VESSAZIONI
Senegalese discriminato. E licenziato
Denuncia il datore di lavoro ma la depenalizzazione dell’ingiuria è una beffa: «Scoprire che certe parole non sono punibili fa male»
«Lavati perché puzzi», «negro di m.....», «zulù», «mongolo»: sono solo alcuni degli insulti che si è sentito rivolgere un cittadino senegalese negli ultimi tormentati mesi della sua esperienza lavorativa in un’azienda della provincia di Varese.
L’uomo ha presentato denuncia alla procura di Busto Arsizio, sostenendo di essere stato vittima di ripetute vessazioni e insulti, anche a sfondo razziale, da parte dei datori e colleghi di lavoro, al solo scopo di costringerlo a mollare il lavoro. Di fronte al suo rifiuto di rassegnare le dimissioni, l’azienda ha proceduto al licenziamento, che è stato impugnato.
Permesso in regola
L’operaio di origine africana, residente sul nostro territorio con regolare permesso di soggiorno, ha denunciato penalmente i suoi ex datori di lavoro. A sei anni dai fatti, il procedimento è stato archiviato dal Gip, che non ha rilevato condotte penalmente rilevanti a carico delle persone denunciate.
A questo proposito va evidenziato che in seguito al decreto “svuota carceri” del 15 gennaio 2016, che depenalizza il reato di ingiuria (rendendolo un mero illecito civile), l’insulto razzista non si può considerare di per sé reato. Chiariamo con un esempio: se qualcuno pronunciasse la frase «brutto negro, ti do fuoco», costui sarebbe sì perseguibile penalmente, ma non per l’epiteto razzista, bensì per la sola minaccia. Razzismo e xenofobia diventano invece reato in caso di «propaganda», ovvero quando qualcuno divulghi idee basate sull’odio razziale, o istighi a compiere atti discriminatori.
L’operaio senegalese non riesce a darsi pace: «La cosa che mi dà più fastidio – racconta – è che a trattarmi in quel modo sono state persone con cui ho lavorato per dieci anni. A un certo punto è cambiato tutto: hanno cominciato a dirmi che puzzavo, che non mi lavavo (cosa non vera perché facevo la doccia tutte le mattine). Mi hanno ripreso perfino perché indossavo due maglioni mentre lavoravo in cantiere al mattino presto. Non sapevano più cosa dirmi per fare in modo che mi stancassi e lasciassi il posto di lavoro».
Il dipendente licenziato ripensa con rabbia al contenuto di alcune frasi rivoltegli da un ex collega: «Mi è stato dato del «negro di m....». Mi è stato detto che puzzavo, che facevo schifo. Non posso accettare certi insulti da persone che ritenevo amiche».

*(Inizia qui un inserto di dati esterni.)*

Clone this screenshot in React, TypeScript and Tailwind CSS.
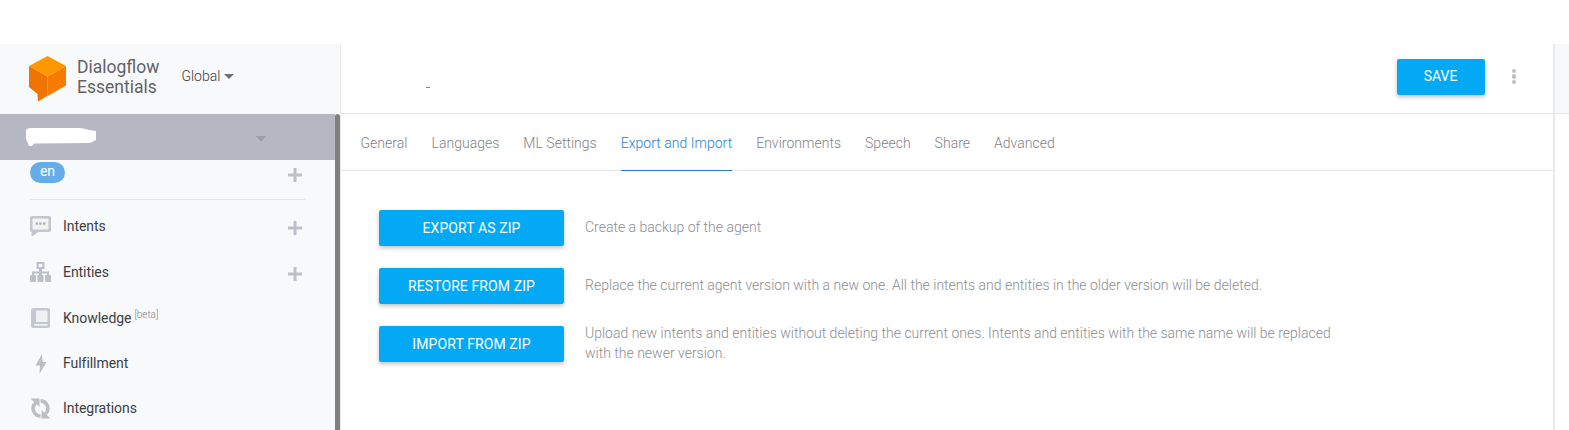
const tabs = ["General", "Languages", "ML Settings", "Export and Import", "Environments", "Speech", "Share", "Advanced"];

const actions = [
  { label: "EXPORT AS ZIP", text: "Create a backup of the agent" },
  { label: "RESTORE FROM ZIP", text: "Replace the current agent version with a new one. All the intents and entities in the older version will be deleted." },
  {
    label: "IMPORT FROM ZIP",
    text: "Upload new intents and entities without deleting the current ones. Intents and entities with the same name will be replaced with the newer version.",
  },
];

function Logo() {
  return (
    <svg width="37" height="46" viewBox="0 0 37 46">
      <path d="M18.5 0 L37 10 L18.5 20.5 L0 10 Z" fill="#ff9800" />
      <path d="M0 10 L18.5 20.5 L18.5 39.5 L9 45.5 L8.5 38 L0 31 Z" fill="#f07400" />
      <path d="M37 10 L37 29.5 L9 45.5 L18.5 39.5 L18.5 20.5 Z" fill="#f57c00" />
    </svg>
  );
}

function PlusMark() {
  return (
    <svg width="14" height="14" viewBox="0 0 14 14">
      <path d="M5.5 0 H8.5 V5.5 H14 V8.5 H8.5 V14 H5.5 V8.5 H0 V5.5 H5.5 Z" fill="#bcc0c8" />
    </svg>
  );
}

function IntentsIcon() {
  return (
    <svg width="21" height="20" viewBox="0 0 21 20">
      <path d="M2 0 H19 A2 2 0 0 1 21 2 V14 A2 2 0 0 1 19 16 H8 L3 20 H1.5 V16 A1.5 1.5 0 0 1 0 14.5 V2 A2 2 0 0 1 2 0 Z" fill="#c3c7cf" />
      <rect x="2.5" y="2.5" width="16" height="11" fill="#f1f2f4" />
      <rect x="5.5" y="6.5" width="2.6" height="2.2" fill="#aeb2ba" />
      <rect x="9.2" y="6.5" width="2.6" height="2.2" fill="#aeb2ba" />
      <rect x="12.9" y="6.5" width="2.6" height="2.2" fill="#aeb2ba" />
    </svg>
  );
}

function EntitiesIcon() {
  return (
    <svg width="21" height="20" viewBox="0 0 21 20">
      <path d="M6.5 0 H14.5 V7 H12 V9.5 H19 V13 H17 V11.5 H12 V13 H9 V11.5 H4 V13 H2 V9.5 H9 V7 H6.5 Z M8.7 2 V5 H12.3 V2 Z" fill="#bcc0c8" fillRule="evenodd" />
      <rect x="0" y="13" width="6" height="7" rx="1" fill="#bcc0c8" />
      <rect x="7.5" y="13" width="6" height="7" rx="1" fill="#bcc0c8" />
      <rect x="15" y="13" width="6" height="7" rx="1" fill="#bcc0c8" />
    </svg>
  );
}

function KnowledgeIcon() {
  return (
    <svg width="19" height="20" viewBox="0 0 19 20">
      <path d="M2.5 0 H17 A2 2 0 0 1 19 2 V18 A2 2 0 0 1 17 20 H2.5 A2.5 2.5 0 0 1 0 17.5 V2.5 A2.5 2.5 0 0 1 2.5 0 Z" fill="#c3c7cf" />
      <path d="M5 2.5 H16.5 V14 H5 Z" fill="#eef0f2" />
      <path d="M3 16 H16.5 V17.8 H3 Z" fill="#eef0f2" />
    </svg>
  );
}

function BoltIcon() {
  return (
    <svg width="12" height="20" viewBox="0 0 12 20">
      <path d="M7 0 L0.5 11.5 H5 L4.5 20 L11.5 8 H7.5 Z" fill="#bcbec3" />
    </svg>
  );
}

function SyncIcon() {
  return (
    <svg width="21" height="21" viewBox="0 0 21 21">
      <path d="M5.5 5 A7.6 7.6 0 0 0 10.5 18.1" fill="none" stroke="#bcbec3" strokeWidth="3.6" />
      <path d="M0.5 0.5 H9.5 V9 Z" fill="#bcbec3" />
      <path d="M15.5 16 A7.6 7.6 0 0 0 10.5 2.9" fill="none" stroke="#bcbec3" strokeWidth="3.6" />
      <path d="M20.5 20.5 H11.5 V12 Z" fill="#bcbec3" />
    </svg>
  );
}

function NavRow({ icon, label, plus, beta, short }: { icon: React.ReactNode; label: string; plus?: boolean; beta?: boolean; short?: boolean }) {
  return (
    <div className={short ? "h-[45px] flex items-center pl-[30px] pr-[33px]" : "h-[46px] flex items-center pl-[30px] pr-[33px]"}>
      <div className="w-[21px] shrink-0 flex justify-center">{icon}</div>
      <div className="ml-[12px] text-[14px] text-[#3c4043] tracking-[-0.05px]">
        {label}
        {beta && <sup className="text-[10px] font-light text-[#80848a] ml-[3px] -top-[5px]">[beta]</sup>}
      </div>
      {plus && (
        <div className="ml-auto mt-[4px]">
          <PlusMark />
        </div>
      )}
    </div>
  );
}

export default function App() {
  return (
    <div className="h-[430px] w-[1569px] overflow-hidden bg-white font-['Roboto',sans-serif] pt-[44px] flex">
      {/* sidebar */}
      <div className="w-[341px] shrink-0 bg-[#f8f9fa] border-r border-[#e8e9eb] flex flex-col">
        <div className="h-[70px] shrink-0 flex items-center pl-[29px]">
          <Logo />
          <div className="ml-[11px] -mt-[4px] text-[17.5px] leading-[20px] text-[#5f6368]">
            <div>Dialogflow</div>
            <div>Essentials</div>
          </div>
          <div className="ml-[22px] -mt-[6px] flex items-center text-[14px] font-light text-[#3c4043]">
            Global
            <span className="ml-[4px] mt-[1px] border-x-[5px] border-t-[5px] border-x-transparent border-t-[#6b6f76]" />
          </div>
        </div>
        <div className="flex-1 flex min-h-0">
          <div className="flex-1 min-w-0">
            <div className="h-[46px] bg-[#b5b8c3] flex items-center pl-[26px] pr-[69px]">
              <svg width="70" height="18" viewBox="0 0 70 18">
                <path d="M0 2 Q1 0 5 0 L52 0 Q58 0 63 2 L70 3 V12 L64 15 L8 15.5 L6 18 L3 18 L0 11 Z" fill="#ffffff" />
              </svg>
              <span className="ml-auto mt-[3px] border-x-[5.5px] border-t-[6px] border-x-transparent border-t-[#9b9ea8]" />
            </div>
            <div className="h-[39px] flex items-start pl-[30px] pr-[33px]">
              <span className="mt-[2px] h-[21px] w-[35px] rounded-full bg-[#64ade8] text-white text-[14px] leading-[19px] text-center">en</span>
              <div className="ml-auto mt-[8px]">
                <PlusMark />
              </div>
            </div>
            <div className="ml-[30px] mr-[30px] border-t border-[#e3e4e6] h-[4px]" />
            <NavRow icon={<IntentsIcon />} label="Intents" plus />
            <NavRow icon={<EntitiesIcon />} label="Entities" plus />
            <NavRow icon={<KnowledgeIcon />} label="Knowledge" beta />
            <NavRow icon={<BoltIcon />} label="Fulfillment" short />
            <NavRow icon={<SyncIcon />} label="Integrations" short />
          </div>
          <div className="w-[5px] shrink-0 bg-[#808080] rounded-t-[3px]" />
        </div>
      </div>

      {/* main */}
      <div className="flex-1 min-w-0 flex flex-col">
        <div className="h-[70px] shrink-0 border-b border-[#e3e4e6] flex items-center pr-[37px]">
          <span className="ml-[85px] mt-[17px] h-[1px] w-[4px] bg-[#888888]" />
          <button className="ml-auto h-[36px] w-[88px] rounded-[2px] bg-[#03a9f4] text-white text-[14px] shadow-[0_2px_4px_rgba(0,0,0,0.25)] -mt-[4px]">
            SAVE
          </button>
          <div className="ml-[27px] -mt-[4px] flex flex-col gap-[1.2px]">
            <span className="h-[4.5px] w-[4.5px] rounded-full bg-[#bcc0c8]" />
            <span className="h-[4.5px] w-[4.5px] rounded-full bg-[#bcc0c8]" />
            <span className="h-[4.5px] w-[4.5px] rounded-full bg-[#bcc0c8]" />
          </div>
        </div>
        <div className="h-[57px] shrink-0 border-b border-[#e3e4e6] flex pl-[19.5px] gap-[24px] text-[14px] font-light text-[#7f8286] tracking-[0.02px]">
          {tabs.map((t) =>
            t === "Export and Import" ? (
              <div key={t} className="h-[57px] leading-[58px] text-[#1e7fcb] border-b border-[#1e7fcb]">
                {t}
              </div>
            ) : (
              <div key={t} className="leading-[58px]">
                {t}
              </div>
            ),
          )}
        </div>
        <div className="pt-[39px] pl-[38px] flex flex-col gap-[22px]">
          {actions.map((a) => (
            <div key={a.label} className="h-[36px] flex items-center gap-[21px]">
              <button className="h-[36px] w-[185px] shrink-0 rounded-[2px] bg-[#03a9f4] text-white text-[14px] tracking-[0.1px] shadow-[0_2px_4px_rgba(0,0,0,0.25)]">
                {a.label}
              </button>
              <div className="w-[760px] -mt-[2px] text-[14px] font-light leading-[20px] text-[#8b8d91]">{a.text}</div>
            </div>
          ))}
        </div>
      </div>

      {/* right strip */}
      <div className="w-[16px] shrink-0 border-l-2 border-[#e8e9eb]">
        <div className="h-[70px] bg-[#f8f9fa] border-b border-[#e3e4e6]" />
      </div>
    </div>
  );
}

Il Gip non ha rilevato dagli atti “nemmeno l’ombra di insulti di sapore razzista”, mentre nella richiesta d’archiviazione il pubblico ministero ha evidenziato “la natura marcatamente offensiva e razzista” delle frasi di un collega di lavoro del denunciante, ma “alla luce dell’avvenuta depenalizzazione delle discriminazioni in ambito lavorativo, la vicenda assume natura prettamente giuslavoristica”.
L’uomo è difeso dall’avvocato Milena Ruffini, che spiega: «Difficile per il mio cliente fornire nuovi spunti investigativi a più di cinque anni dai fatti. Per di più, la sola offesa a sfondo razzista, anche se reiterata, non ha più alcuna rilevanza penale in seguito alla depenalizzazione del reato di ingiuria, peraltro avvenuta in epoca successiva ai fatti».
Tuttavia, «l’insulto razzista è discriminatorio e svilente: il suo grado di offensività non può essere paragonato a quello della semplice ingiuria. Auspico interventi legislativi in merito».
Profondamente segnato
Dopo quegli episodi, l’uomo non è stato più lo stesso: «Sono rimasto profondamente segnato - dice - faccio fatica a prendere sonno e la psicologa mi ha consigliato di iniziare una terapia prima che il mio malessere sfoci in una depressione. Venire a sapere che l’insulto razzista in Italia non è un reato mi lascia tanta amarezza».